Given a a large random network with a degree squence ${d_i} = {d_1, d_2, d_3,…,d_N}$ with $N>>1$ ($d_i$ is the degree of node $i$). The number of links of this network therefore is $L = \frac{1}{2}\sum_{i = 1}^N d_i$.
Show: The probability $p_{ij}$ that 2 nodes $i$, $j$ are connected is
$$
p_{ij} = \frac{d_i d_j}{2L}.
$$
I think with the right argumentation, this example should be rather easy, but even though i have tried to come up with one for quiet some time, i am still left with nothing. Can someone help me please?
Best Answer
The version of the statement that's exactly true is the following:
Here, we pick a random multigraph according to the configuration model. That is, initially there are $n$ isolated vertices and the $i^{\text{th}}$ vertices has $d_i$ half-edges out of it. We pick a uniformly random perfect matching between the half-edges, and connect matched half-edges together into an edge.
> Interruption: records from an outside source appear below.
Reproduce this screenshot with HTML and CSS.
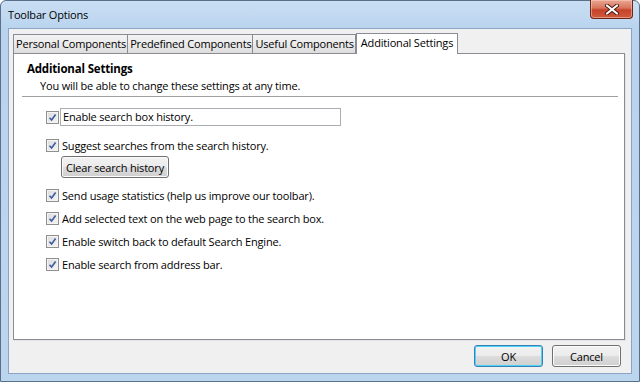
FILE: index.html
```html
<!DOCTYPE html>
<html lang="en">
<head>
  <meta charset="UTF-8" />
  <title>Toolbar Options</title>
  <link rel="stylesheet" href="styles.css">
</head>
<body>
  <div class="window">
    <div class="titlebar">
      <span class="title">Toolbar Options</span>
      <button class="close" aria-label="Close">
        <svg width="14" height="11" viewBox="0 0 14 11">
          <path d="M2 1.5 L12 9.5 M12 1.5 L2 9.5" stroke="#4a1a12" stroke-width="4" stroke-linecap="round" />
          <path d="M2 1.5 L12 9.5 M12 1.5 L2 9.5" stroke="#fff" stroke-width="2.2" stroke-linecap="round" />
        </svg>
      </button>
    </div>

    <div class="client">
      <div class="tabs">
        <div class="tab">Personal Components</div>
        <div class="tab">Predefined Components</div>
        <div class="tab">Useful Components</div>
        <div class="tab active">Additional Settings</div>
      </div>

      <div class="panel">
        <h2>Additional Settings</h2>
        <p class="subtitle">You will be able to change these settings at any time.</p>
        <hr />

        <div class="options">
          <label class="option first">
            <span class="check"><svg width="9" height="9" viewBox="0 0 9 9"><path d="M1.5 4.8 L3.6 7 L7.6 1.5" fill="none" stroke="#3d5a9e" stroke-width="1.6" /></svg></span>
            <span class="boxed">Enable search box history.</span>
          </label>

          <label class="option">
            <span class="check"><svg width="9" height="9" viewBox="0 0 9 9"><path d="M1.5 4.8 L3.6 7 L7.6 1.5" fill="none" stroke="#3d5a9e" stroke-width="1.6" /></svg></span>
            Suggest searches from the search history.
          </label>
          <button class="btn clear-btn">Clear search history</button>

          <label class="option">
            <span class="check"><svg width="9" height="9" viewBox="0 0 9 9"><path d="M1.5 4.8 L3.6 7 L7.6 1.5" fill="none" stroke="#3d5a9e" stroke-width="1.6" /></svg></span>
            Send usage statistics (help us improve our toolbar).
          </label>
          <label class="option">
            <span class="check"><svg width="9" height="9" viewBox="0 0 9 9"><path d="M1.5 4.8 L3.6 7 L7.6 1.5" fill="none" stroke="#3d5a9e" stroke-width="1.6" /></svg></span>
            Add selected text on the web page to the search box.
          </label>
          <label class="option">
            <span class="check"><svg width="9" height="9" viewBox="0 0 9 9"><path d="M1.5 4.8 L3.6 7 L7.6 1.5" fill="none" stroke="#3d5a9e" stroke-width="1.6" /></svg></span>
            Enable switch back to default Search Engine.
          </label>
          <label class="option">
            <span class="check"><svg width="9" height="9" viewBox="0 0 9 9"><path d="M1.5 4.8 L3.6 7 L7.6 1.5" fill="none" stroke="#3d5a9e" stroke-width="1.6" /></svg></span>
            Enable search from address bar.
          </label>
        </div>
      </div>

      <div class="footer">
        <button class="btn ok">OK</button>
        <button class="btn">Cancel</button>
      </div>
    </div>
  </div>
</body>
</html>
```

FILE: styles.css
```css
* {
  box-sizing: border-box;
}

body {
  margin: 0;
  font-family: 'Open Sans', 'Noto Sans', sans-serif;
  font-size: 11px;
  letter-spacing: -0.18px;
  color: #000;
  background: #fff;
}

.window {
  width: 640px;
  height: 382px;
  border: 1px solid #5a6f8a;
  border-radius: 6px 6px 0 0;
  background: linear-gradient(180deg, #c9def3 0%, #b9d3ee 8%, #bcd5ef 100%);
  display: flex;
  flex-direction: column;
}

.titlebar {
  height: 27px;
  display: flex;
  justify-content: space-between;
  align-items: flex-start;
  padding-left: 7px;
  padding-right: 6px;
}

.title {
  margin-top: 6px;
  font-size: 11px;
}

.close {
  width: 43px;
  height: 19px;
  margin-top: -1px;
  border: 1px solid #6b261a;
  border-top: none;
  border-radius: 0 0 4px 4px;
  background: linear-gradient(180deg, #e9a895 0%, #d9735a 45%, #c6432a 55%, #d05a3c 100%);
  box-shadow: inset 0 0 0 1px rgba(255, 210, 195, 0.5);
  display: flex;
  align-items: center;
  justify-content: center;
  padding: 0;
}

.client {
  height: 346px;
  margin: 0 7px;
  background: #f0f0f0;
  border: 1px solid #8ba4c3;
  padding: 3px 6px 0 4px;
  display: flex;
  flex-direction: column;
}

.tabs {
  display: flex;
  align-items: flex-end;
  height: 21px;
}

.tab {
  height: 19px;
  padding: 0 1px 0 2px;
  line-height: 17px;
  border: 1px solid #898c95;
  border-bottom: none;
  margin-right: -1px;
  background: linear-gradient(180deg, #f3f3f3 0%, #ebebeb 50%, #dcdcdc 100%);
  white-space: nowrap;
}

.tab.active {
  height: 21px;
  line-height: 17px;
  background: #fff;
  position: relative;
  margin-bottom: -1px;
  padding: 0 4px;
  margin-left: 1px;
  z-index: 1;
}

.panel {
  height: 287px;
  background: #fff;
  border: 1px solid #898c95;
  box-shadow: 1px 1px 0 #e3e3e3;
  padding: 8px 6px 0 13px;
}

.panel h2 {
  margin: 0;
  font-size: 11.5px;
  font-weight: bold;
  line-height: 14px;
}

.subtitle {
  margin: 2px 0 0 13px;
  line-height: 16px;
}

.panel hr {
  margin: 2px 0 0 -5px;
  border: none;
  border-top: 1px solid #a0a0a0;
}

.options {
  padding-left: 19px;
  padding-top: 11px;
  display: flex;
  flex-direction: column;
  align-items: flex-start;
}

.option {
  display: flex;
  align-items: center;
  height: 18px;
  margin-bottom: 5px;
  white-space: nowrap;
}

.option.first {
  margin-bottom: 10px;
}

.check {
  width: 13px;
  height: 13px;
  margin-right: 3px;
  border: 1px solid #8e8f8f;
  background: linear-gradient(135deg, #dcdcdc 0%, #f4f4f4 100%);
  box-shadow: inset 0 0 0 1px #f4f4f4;
  display: flex;
  align-items: center;
  justify-content: center;
}

.boxed {
  width: 281px;
  height: 18px;
  line-height: 16px;
  padding-left: 2px;
  margin-left: -2px;
  border: 1px solid #abadb3;
}

.btn {
  font-family: inherit;
  font-size: inherit;
  letter-spacing: inherit;
  color: #000;
  border: 1px solid #707070;
  border-radius: 3px;
  background: linear-gradient(180deg, #f2f2f2 0%, #ebebeb 50%, #dddddd 51%, #cfcfcf 100%);
  box-shadow: inset 0 0 0 1px #fcfcfc;
  padding: 0;
}

.clear-btn {
  height: 22px;
  padding: 0 4px;
  margin: -3px 0 8px 15px;
}

.footer {
  display: flex;
  justify-content: flex-end;
  gap: 9px;
  padding: 5px 4px 0 0;
}

.footer .btn {
  width: 69px;
  height: 22px;
}

.btn.ok {
  border-color: #3c7fb1;
  box-shadow: inset 0 0 0 1px #48d4fb;
}
```
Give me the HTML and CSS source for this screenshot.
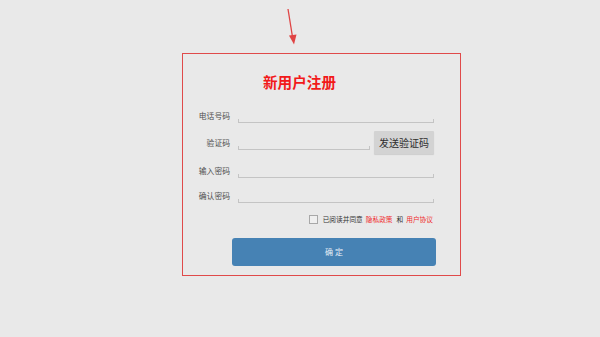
FILE: index.html
```html
<!DOCTYPE html>
<html lang="zh">
<head>
<meta charset="utf-8">
<title>新用户注册</title>
<link rel="stylesheet" href="styles.css">
</head>
<body>
<svg class="arrow" width="20" height="50" viewBox="0 0 20 50">
  <line x1="8" y1="9" x2="12.5" y2="37" stroke="#e04444" stroke-width="1.3"/>
  <polygon points="9,35.5 16.5,34.5 14,44.5" fill="#e04444"/>
</svg>
<div class="card">
  <div class="title">新用户注册</div>
  <div class="row row-1">
    <div class="label">电话号码</div>
    <div class="field"></div>
  </div>
  <div class="row row-2">
    <div class="label">验证码</div>
    <div class="field"></div>
    <div class="send">发送验证码</div>
  </div>
  <div class="row row-3">
    <div class="label">输入密码</div>
    <div class="field"></div>
  </div>
  <div class="row row-4">
    <div class="label">确认密码</div>
    <div class="field"></div>
  </div>
  <div class="agree">
    <span class="box"></span>
    <span class="txt">已阅读并同意</span>
    <span class="link">隐私政策</span>
    <span class="txt">和</span>
    <span class="link">用户协议</span>
  </div>
  <div class="submit">确 定</div>
</div>
</body>
</html>
```
FILE: styles.css
```css
html, body {
  margin: 0;
  padding: 0;
}
body {
  width: 600px;
  height: 337px;
  background: #e9e9e9;
  font-family: "Noto Sans CJK SC", "Noto Sans", sans-serif;
  position: relative;
  overflow: hidden;
  padding-top: 53px;
  box-sizing: border-box;
}
.arrow {
  position: absolute;
  left: 280px;
  top: 0;
}
.card {
  margin-left: 182px;
  width: 279px;
  height: 223px;
  box-sizing: border-box;
  border: 1px solid #e04a4a;
  display: flex;
  flex-direction: column;
}
.title {
  margin-top: 20px;
  margin-left: 80px;
  height: 16px;
  line-height: 16px;
  font-size: 14.6px;
  font-weight: bold;
  color: #f21a1a;
}
.row {
  display: flex;
  align-items: center;
  padding-right: 26px;
}
.row-1 { margin-top: 19px; }
.row-2 { margin-top: 8px; }
.row-3 { margin-top: 10px; }
.row-4 { margin-top: 11px; }
.label {
  width: 47px;
  flex: none;
  text-align: right;
  font-size: 7.8px;
  line-height: 14px;
  color: #4f4f4f;
}
.field {
  flex: 1;
  margin-left: 8px;
  height: 14px;
  box-sizing: border-box;
  position: relative;
  border-bottom: 1px solid #c4c4c4;
}
.field::before,
.field::after {
  content: "";
  position: absolute;
  bottom: 0;
  width: 1px;
  height: 3px;
  background: #c4c4c4;
}
.field::before { left: 0; }
.field::after { right: 0; }
.send {
  flex: none;
  margin-left: 4px;
  width: 60px;
  height: 23px;
  background: #d3d3d3;
  color: #2e2e2e;
  font-size: 10px;
  line-height: 23px;
  text-align: center;
  border-radius: 1px;
  box-shadow: 0 1px 1px rgba(0,0,0,0.12);
}
.agree {
  margin-top: 10px;
  height: 13px;
  display: flex;
  align-items: center;
  justify-content: flex-end;
  padding-right: 27px;
  font-size: 6.7px;
  line-height: 13px;
}
.box {
  width: 9px;
  height: 9px;
  box-sizing: border-box;
  border: 1px solid #a8a8a8;
  background: #efefef;
  margin-right: 5px;
}
.txt {
  color: #333;
  margin-right: 3px;
}
.link {
  color: #f02a2a;
  margin-right: 4px;
}
.link:last-child { margin-right: 0; }
.submit {
  margin-top: 12px;
  margin-left: 49px;
  margin-right: 24px;
  height: 28px;
  line-height: 28px;
  background: #4682b4;
  border-radius: 3px;
  color: #e6eef6;
  text-align: center;
  font-size: 8px;
}
```
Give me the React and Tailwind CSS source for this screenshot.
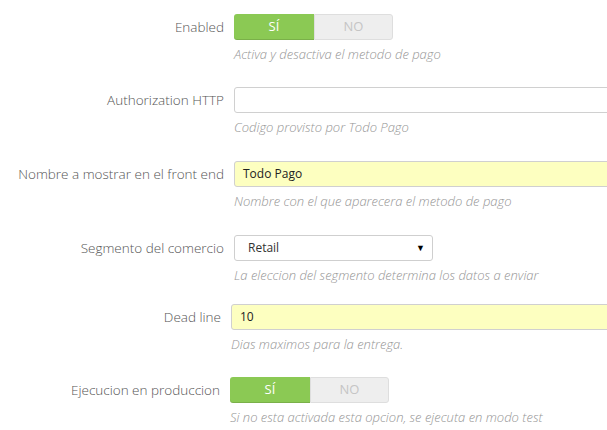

Then there are $d_id_j$ different ways to choose a half-edge out of vertex $i$ and a half-edge out of vertex $j$. The probability that they are joined together in the matching is $\frac1{2L-1}$: there are $2L$ half-edges total, so a half-edge has $2L-1$ others to be joined to, which are chosen uniformly.
Presumably, we want the approximation to hold with high probability as $n \to \infty$, and in the random graph rather than the random multigraph. (You have to be careful about what "$n \to \infty$" means here and what that does to the degree sequence, but we can generally work that out.)
Then, we need to show two things:
The first statement should hold provided that $\frac{d_i d_j}{2L} \to 0$ as $n \to \infty$. But if we further have $d_i d_j \ll L^{1/2}$, then it has an easy proof; the probability that there are two or more edges is asymptotically at most $\frac{(d_i d_j)^2}{(2L)^2}$, there are always at most $d_i d_j$ edges (actually, at most $\max\{d_i, d_j\}$), so the multi-edge case contributes at most $\frac{(d_i d_j)^3}{(2L)^2} \ll \frac{d_i d_j}{2L}$ to the expectation.
(If $d_id_j$ is larger than that, we can probably do a Poisson approximation.)
The second statement should always hold if $\Delta = \max\{d_1, d_2, \dots, d_n\}$ is sufficiently small: say, if $\Delta \le n^{1/6}$. In that case, the probabiity that the multigraph is simple is asymptotically $e^{-\gamma(\gamma+1)}$, where $$\gamma = \frac{\sum_i d_i (d_i - 1)}{2 \sum_i d_i},$$ and this does not significantly change if we condition on one edge being present (essentially, reducing both $d_i$ and $d_j$ by $1$).